To give you a bit of a background I’m a 28 year old male from Sydney, Australia. I apologise for what’s bound to be a large wall of text.
I never took up any tertiary study and have been working since I graduated high school. I’ve worked in several industries including retail, advertising, hospitality, sales and food manufacturing.
I went from role to role, never really finding something that really interested me and I always worked just a specific goal; whether it was just to have some cash, or travel, or when I was saving up for my wedding.
In August 2020 I found a job as an Account Manager for a biscuit manufacturer that was a 6 minute walk from my house. I went and interviewed for the position and was told throughout the interview what an interesting person I was and how I felt like the position was just made for me and I was coming into the company at just the right time.
The interviewer was the Ops Manager who worked under two owners – a man and his own mother. The company comprised of approx 30 individuals across sales, management, admin and bakery.
I made it clear that though I understand this position is a sales-driven role, ultimately I didn’t see myself in that sort of role for a long time and in fact I was trying to distance myself from similar roles. The interviewer assured me that she understood exactly where I was coming from and that there’s plenty of room for me to move in under her team (operations) in a year or so.

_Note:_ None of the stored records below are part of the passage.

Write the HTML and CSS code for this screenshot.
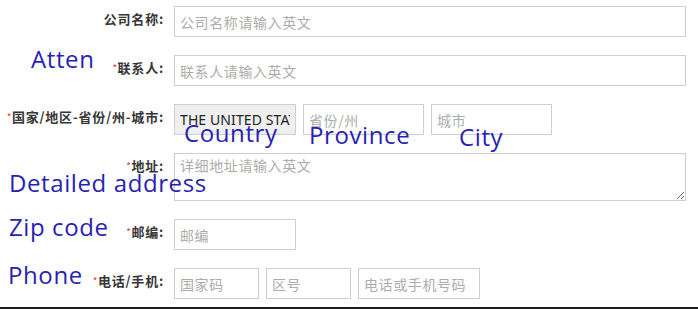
FILE: index.html
```html
<!DOCTYPE html>
<html lang="zh">
<head>
<meta charset="utf-8">
<title>Address form</title>
<link rel="stylesheet" href="styles.css">
</head>
<body>
<div class="page">
  <form class="form">
    <div class="row">
      <label class="label">公司名称:</label>
      <div class="field"><input class="input w-full" placeholder="公司名称请输入英文"></div>
    </div>
    <div class="row">
      <label class="label"><span class="req">*</span>联系人:</label>
      <div class="field"><input class="input w-full" placeholder="联系人请输入英文"></div>
    </div>
    <div class="row">
      <label class="label"><span class="req">*</span>国家/地区-省份/州-城市:</label>
      <div class="field">
        <select class="input select w-mid"><option>THE UNITED STATES</option></select>
        <input class="input w-121" placeholder="省份/州">
        <input class="input w-121" placeholder="城市">
      </div>
    </div>
    <div class="row">
      <label class="label"><span class="req">*</span>地址:</label>
      <div class="field"><textarea class="input textarea w-full" placeholder="详细地址请输入英文"></textarea></div>
    </div>
    <div class="row">
      <label class="label"><span class="req">*</span>邮编:</label>
      <div class="field"><input class="input w-mid" placeholder="邮编"></div>
    </div>
    <div class="row">
      <label class="label"><span class="req">*</span>电话/手机:</label>
      <div class="field">
        <input class="input w-sm" placeholder="国家码">
        <input class="input w-sm" placeholder="区号">
        <input class="input w-mid" placeholder="电话或手机号码">
      </div>
    </div>
  </form>
  <div class="rule"></div>

  <span class="note note-atten">Atten</span>
  <span class="note note-country">Country</span>
  <span class="note note-province">Province</span>
  <span class="note note-city">City</span>
  <span class="note note-address">Detailed address</span>
  <span class="note note-zip">Zip code</span>
  <span class="note note-phone">Phone</span>
</div>
</body>
</html>
```
FILE: styles.css
```css
html, body {
  margin: 0;
  padding: 0;
  background: #ffffff;
}

body {
  font-family: "Noto Sans", "Noto Sans CJK SC", sans-serif;
}

.page {
  position: relative;
  width: 698px;
  height: 309px;
  box-sizing: border-box;
  padding-top: 6px;
  overflow: hidden;
}

.form {
  display: flex;
  flex-direction: column;
  gap: 18px;
  margin: 0;
}

.row {
  display: grid;
  grid-template-columns: 164px 1fr;
  column-gap: 10px;
  align-items: start;
}

.label {
  text-align: right;
  font-family: "Noto Sans CJK SC", sans-serif;
  font-size: 13px;
  font-weight: bold;
  color: #363636;
  line-height: 15px;
  padding-top: 5px;
  letter-spacing: 0.8px;
  white-space: nowrap;
}

.req {
  color: #e03a3a;
  font-size: 10px;
  font-weight: normal;
  letter-spacing: 0.5px;
  vertical-align: 1px;
}

.field {
  display: flex;
  gap: 7px;
}

.input {
  height: 31px;
  box-sizing: border-box;
  border: 1px solid #cfcfcf;
  border-radius: 0;
  padding: 0 5px;
  margin: 0;
  font-family: "Noto Sans CJK SC", sans-serif;
  font-size: 14px;
  color: #333333;
  background: #ffffff;
  outline: none;
}

.input::placeholder {
  color: #acacac;
  letter-spacing: 0.6px;
  opacity: 1;
}

.w-full { width: 512px; }
.w-mid { width: 122px; }
.w-121 { width: 121px; }
.w-sm { width: 85px; }

.select {
  appearance: none;
  -webkit-appearance: none;
  background: #efefef;
  color: #222222;
  font-family: "Noto Sans", sans-serif;
  font-size: 14px;
  letter-spacing: 0.1px;
  padding: 0 5px;
}

.textarea {
  height: 48px;
  padding: 2px 5px;
  line-height: 18px;
  resize: both;
}

.rule {
  margin-top: 8px;
  height: 2px;
  background: #1c1c1c;
}

.note {
  position: absolute;
  font-family: "Open Sans", sans-serif;
  font-size: 24px;
  line-height: 18px;
  color: #2a1fb0;
  letter-spacing: 0.6px;
  white-space: nowrap;
}

.note-atten { left: 31px; top: 50px; }
.note-country { left: 184px; top: 124px; }
.note-province { left: 309px; top: 126px; }
.note-city { left: 459px; top: 128px; }
.note-address { left: 9px; top: 174px; }
.note-zip { left: 9px; top: 218px; }
.note-phone { left: 8px; top: 266px; }
```
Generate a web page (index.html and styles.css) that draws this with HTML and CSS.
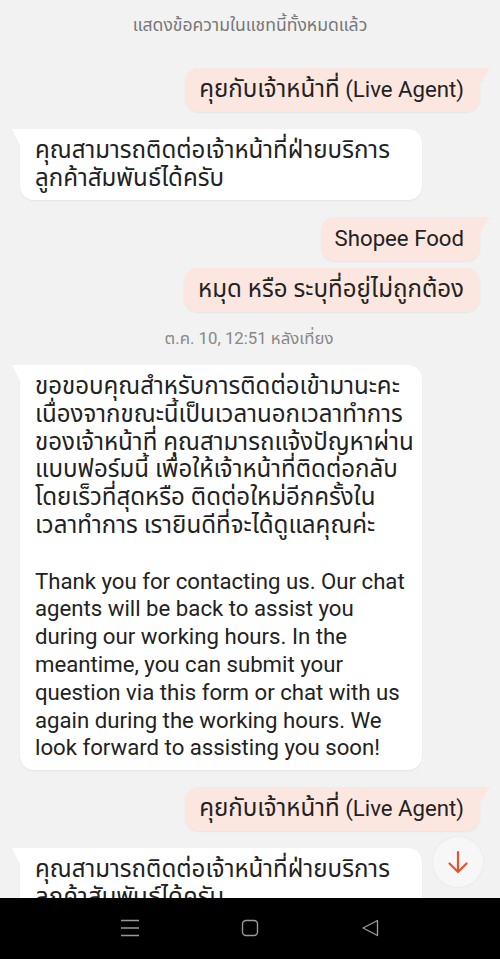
FILE: index.html
```html
<!DOCTYPE html>
<html lang="th">
<head>
<meta charset="utf-8">
<title>Chat</title>
<link rel="stylesheet" href="styles.css">
</head>
<body>
<div class="chat">
  <div class="notice">แสดงข้อความในแชทนี้ทั้งหมดแล้ว</div>

  <div class="row me"><div class="bubble out tail"><span class="th">คุยกับเจ้าหน้าที่</span> (Live Agent)</div></div>
  <div class="row bot"><div class="bubble in tail"><span class="th">คุณสามารถติดต่อเจ้าหน้าที่ฝ่ายบริการ<br>ลูกค้าสัมพันธ์ได้ครับ</span></div></div>
  <div class="row me"><div class="bubble out tail">Shopee Food</div></div>
  <div class="row me close"><div class="bubble out"><span class="th">หมุด หรือ ระบุที่อยู่ไม่ถูกต้อง</span></div></div>

  <div class="stamp">ต.ค. 10, 12:51 หลังเที่ยง</div>

  <div class="row bot"><div class="bubble in tail"><span class="th">ขอขอบคุณสำหรับการติดต่อเข้ามานะคะ<br>เนื่องจากขณะนี้เป็นเวลานอกเวลาทำการ<br>ของเจ้าหน้าที่ คุณสามารถแจ้งปัญหาผ่าน<br>แบบฟอร์มนี้ เพื่อให้เจ้าหน้าที่ติดต่อกลับ<br>โดยเร็วที่สุดหรือ ติดต่อใหม่อีกครั้งใน<br>เวลาทำการ เรายินดีที่จะได้ดูแลคุณค่ะ</span><br><br>Thank you for contacting us. Our chat<br>agents will be back to assist you<br>during our working hours. In the<br>meantime, you can submit your<br>question via this form or chat with us<br>again during the working hours. We<br>look forward to assisting you soon!</div></div>

  <div class="row me"><div class="bubble out tail"><span class="th">คุยกับเจ้าหน้าที่</span> (Live Agent)</div></div>
  <div class="row bot"><div class="bubble in tail"><span class="th">คุณสามารถติดต่อเจ้าหน้าที่ฝ่ายบริการ<br>ลูกค้าสัมพันธ์ได้ครับ</span></div></div>
</div>

<button class="scroll-down" aria-label="Scroll down">
  <svg width="24" height="24" viewBox="0 0 24 24"><path d="M12 2v20M3.5 13.5L12 22l8.5-8.5" fill="none" stroke="#e8522f" stroke-width="2.2" stroke-linecap="round" stroke-linejoin="round"/></svg>
</button>

<nav class="navbar">
  <svg class="nav-icon" width="20" height="20" viewBox="0 0 20 20"><path d="M1 2.5h18M1 10h18M1 17.5h18" stroke="#9a9a9a" stroke-width="1.3" fill="none"/></svg>
  <svg class="nav-icon" width="20" height="20" viewBox="0 0 20 20"><rect x="2.5" y="2.5" width="15" height="15" rx="3.5" stroke="#9a9a9a" stroke-width="1.4" fill="none"/></svg>
  <svg class="nav-icon" width="20" height="20" viewBox="0 0 20 20"><path d="M17.5 2.5v15L3 10z" stroke="#9a9a9a" stroke-width="1.4" stroke-linejoin="round" fill="none"/></svg>
</nav>
</body>
</html>
```

FILE: styles.css
```css
* { box-sizing: border-box; }
html, body { margin: 0; padding: 0; }
body {
  background: #f2f2f2;
  font-family: Roboto, "Noto Sans Thai", "Noto Sans", sans-serif;
  color: #222;
  width: 500px;
  height: 959px;
  overflow: hidden;
  position: relative;
}
.chat {
  display: flex;
  flex-direction: column;
  padding: 12px 0 0;
}
.notice {
  text-align: center;
  color: #777;
  font-size: 17.6px;
  line-height: 26px;
  height: 56px;
}
.stamp {
  text-align: center;
  color: #888;
  font-size: 16.8px;
  line-height: 22px;
  margin: 15px 0 16px;
  padding-right: 2px;
}
.row { display: flex; margin-top: 17px; }
.notice + .row, .stamp + .row { margin-top: 0; }
.row.close { margin-top: 7px; }
.me { justify-content: flex-end; padding-right: 20px; }
.bot { justify-content: flex-start; padding-left: 20px; }
.bubble {
  position: relative;
  font-size: 22.2px;
  line-height: 27.8px;
  padding: 8px 16px 8px 15px;
  border-radius: 14px;
  white-space: nowrap;
  box-shadow: 0 1px 2px rgba(0,0,0,0.06);
}
.th { font-size: 24.1px; }
.bubble.out { background: #fce6e0; padding: 8px 16px 8px 14px; }
.bubble.in { background: #fff; width: 402px; }
.bubble.out.tail { border-top-right-radius: 0; }
.bubble.in.tail { border-top-left-radius: 0; }
.bubble.out.tail::after {
  content: "";
  position: absolute;
  top: 0;
  right: -10px;
  width: 0; height: 0;
  border-top: 16px solid #fce6e0;
  border-right: 10px solid transparent;
}
.bubble.in.tail::before {
  content: "";
  position: absolute;
  top: 0;
  left: -8px;
  width: 0; height: 0;
  border-top: 16px solid #fff;
  border-left: 8px solid transparent;
}
.scroll-down {
  position: absolute;
  left: 433px;
  top: 837px;
  width: 50px;
  height: 50px;
  border-radius: 50%;
  border: none;
  background: #f7f7f7;
  box-shadow: 0 0 3px rgba(0,0,0,0.06);
  display: flex;
  align-items: center;
  justify-content: center;
  padding: 0;
}
.navbar {
  position: absolute;
  left: 0; right: 0; bottom: 0;
  height: 61px;
  background: #000;
  display: flex;
  justify-content: center;
  align-items: center;
  gap: 100px;
  padding-bottom: 1px;
}
.nav-icon { display: block; }
```
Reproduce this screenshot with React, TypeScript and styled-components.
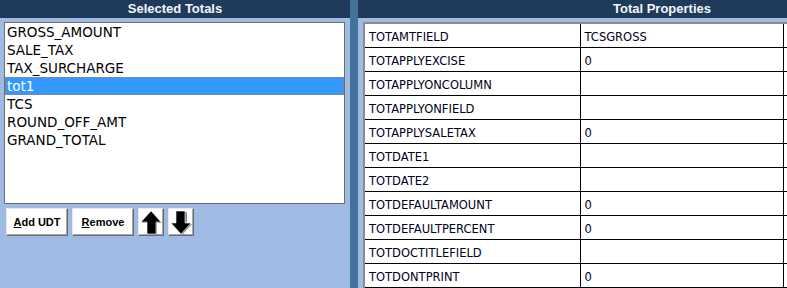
import React from "react";
import styled, { createGlobalStyle } from "styled-components";

const GlobalStyle = createGlobalStyle`
  html, body {
    margin: 0;
    padding: 0;
    overflow: hidden;
    background: #9fbbe3;
  }
`;

const Screen = styled.div`
  display: flex;
  width: 787px;
  height: 288px;
  overflow: hidden;
  background: #9fbbe3;
`;

const Panel = styled.div<{ $width: number }>`
  flex: 0 0 ${(p) => p.$width}px;
  display: flex;
  flex-direction: column;
  background: #9fbbe3;
`;

const PanelTitle = styled.div`
  height: 18px;
  line-height: 18px;
  background: #1f3a5a;
  color: #f4f6f8;
  font-family: "Liberation Sans", Arial, sans-serif;
  font-weight: bold;
  font-size: 13px;
  text-align: center;
`;

const Splitter = styled.div`
  flex: 0 0 8px;
  background: #43739b;
`;

const LeftBody = styled.div`
  display: flex;
  flex-direction: column;
  gap: 4px;
  padding: 4px 5px 0 4px;
`;

const ListBox = styled.div`
  height: 180px;
  background: #fff;
  border: 1px solid #6e6e6e;
  font-family: "DejaVu Sans", Verdana, sans-serif;
  font-size: 13.5px;
`;

const ListItem = styled.div<{ $selected?: boolean }>`
  height: 18px;
  line-height: 18px;
  padding-left: 2px;
  color: ${(p) => (p.$selected ? "#fff" : "#000")};
  background: ${(p) => (p.$selected ? "#3399ff" : "transparent")};
  outline: ${(p) => (p.$selected ? "1px dotted #c8783c" : "none")};
  outline-offset: -1px;
`;

const ButtonRow = styled.div`
  display: flex;
  gap: 4px;
  padding-left: 2px;
`;

const ToolButton = styled.button<{ $width: number }>`
  width: ${(p) => p.$width}px;
  height: 28px;
  padding: 0;
  display: flex;
  align-items: center;
  justify-content: center;
  background: #fff;
  border: 1px solid;
  border-color: #e8e8e8 #6a6a6a #6a6a6a #e8e8e8;
  box-shadow: inset -1px -1px 0 #a8a8a8, inset 1px 1px 0 #ffffff;
  font-family: "Liberation Sans", Arial, sans-serif;
  font-weight: bold;
  font-size: 11px;
  color: #000;

  u {
    text-decoration: underline;
  }
`;

const RightBody = styled.div`
  padding: 4px 0 0 5px;
`;

const PropTable = styled.table`
  border-collapse: collapse;
  background: #fff;
  border-left: 2px solid #8c8c8c;
  border-top: 2px solid #8c8c8c;
  font-family: "DejaVu Sans", Verdana, sans-serif;
  font-size: 11.5px;
  color: #00001a;
  table-layout: fixed;
`;

const Cell = styled.td<{ $width: number }>`
  width: ${(p) => p.$width}px;
  height: 20px;
  padding: 3px 0 0 4px;
  border-right: 1px solid #000;
  border-bottom: 1px solid #000;
  white-space: nowrap;
  overflow: hidden;
`;

const ArrowUp = () => (
  <svg width="22" height="25" viewBox="0 0 22 25">
    <polygon points="12,2 22,13 17,13 17,25 8,25 8,13 2,13" fill="#8a8a8a" />
    <polygon points="11,1 21,12 16,12 16,24 7,24 7,12 1,12" fill="#000" stroke="#fff" strokeWidth="0.6" />
  </svg>
);

const ArrowDown = () => (
  <svg width="22" height="25" viewBox="0 0 22 25">
    <polygon points="8,2 17,2 17,14 22,14 12,25 2,14 8,14" fill="#8a8a8a" />
    <polygon points="6,1 15,1 15,13 21,13 11,24 1,13 6,13" fill="#000" stroke="#fff" strokeWidth="0.6" />
  </svg>
);

const totals = [
  "GROSS_AMOUNT",
  "SALE_TAX",
  "TAX_SURCHARGE",
  "tot1",
  "TCS",
  "ROUND_OFF_AMT",
  "GRAND_TOTAL",
];

const properties: [string, string][] = [
  ["TOTAMTFIELD", "TCSGROSS"],
  ["TOTAPPLYEXCISE", "0"],
  ["TOTAPPLYONCOLUMN", ""],
  ["TOTAPPLYONFIELD", ""],
  ["TOTAPPLYSALETAX", "0"],
  ["TOTDATE1", ""],
  ["TOTDATE2", ""],
  ["TOTDEFAULTAMOUNT", "0"],
  ["TOTDEFAULTPERCENT", "0"],
  ["TOTDOCTITLEFIELD", ""],
  ["TOTDONTPRINT", "0"],
];

export default function App() {
  return (
    <>
      <GlobalStyle />
      <Screen>
        <Panel $width={350}>
          <PanelTitle>Selected Totals</PanelTitle>
          <LeftBody>
            <ListBox>
              {totals.map((t) => (
                <ListItem key={t} $selected={t === "tot1"}>
                  {t}
                </ListItem>
              ))}
            </ListBox>
            <ButtonRow>
              <ToolButton $width={62}>
                <u>A</u>dd UDT
              </ToolButton>
              <ToolButton $width={62}>
                <u>R</u>emove
              </ToolButton>
              <ToolButton $width={26}>
                <ArrowUp />
              </ToolButton>
              <ToolButton $width={26}>
                <ArrowDown />
              </ToolButton>
            </ButtonRow>
          </LeftBody>
        </Panel>
        <Splitter />
        <Panel $width={608}>
          <PanelTitle>Total Properties</PanelTitle>
          <RightBody>
            <PropTable>
              <tbody>
                {properties.map(([name, value]) => (
                  <tr key={name}>
                    <Cell $width={212}>{name}</Cell>
                    <Cell $width={201}>{value}</Cell>
                    <Cell $width={180}></Cell>
                  </tr>
                ))}
              </tbody>
            </PropTable>
          </RightBody>
        </Panel>
      </Screen>
    </>
  );
}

Thankfully I picked up the job very easily and I was excelling in it. By February 2021 there were talks of moving teams into Ops. Following on from this there were multiple team members across sales, admin and bakery who resigned from their roles so my moving teams was put on the back burner in favour of training any new hires that would come on board within the coming weeks. It was at this point that I started becoming very frustrated with the owner’s attitude towards me and most other staff members. We were treated as children who didn’t know anything and if we weren’t a step ahead of the owner at any given point (in the way that HE thinks) then we must be morons.
Fast forward to May 2021. All the new hires have been properly trained and are solidified in their respective roles. The person who interviewed me (Ops Manager) is reassuring me that the move is coming and in fact, the business’ budget for the coming financial year calls for me to be in the Ops team, not the sales team.
My daughter was born in July 2021 and I took two weeks off (as allowed under state law – as paternal leave) which was approved by management. After I return from leave I am told that things have had to shift a bit since I’ve not been there and they need me to take on more clients (sales). At the same time the Ops Manager is (what felt like) dangling a carrot in front of me by moving my desk to the Ops office but I’m still working 80% as an Account Manager and the rest of my time is spent doing busy work for her that she’s trying to mask as ‘ops experience’ – meanwhile what I’m actually doing is editing her excel spreadsheets.
By September 2021 my daughter is two months old and as parents, my wife and I felt as though we struggled at every point. On September 12th I had what I could only describe as a panic attack/breakdown feeling immense pressure both on the work front and as a new father as well. I told my wife that though I was well aware of my responsibilities, that I couldn’t bear the owner anymore and the Ops manager keeps relying on my kindness and loyalty to this ‘family run business’. My amazing wife told me that if I can’t do it anymore then I have her full support and I could leave whenever I wanted to.
I resigned on 15th October 2021 and my last day was 5th November 2021. I’ve now completed tertiary study in a field I’m interested in and will commence work in the next few weeks. I’ve never been happier.
My point is, never EVER settle for less than what you’re worth and never think it’s too late to ‘start again’.
I’m 28 years old with a wife and child and I’m starting fresh in a new industry (I will be working for myself). Though I’m nervous about this new journey, the fact that I’m a better husband and father and better person to be around makes it all 100% worth it.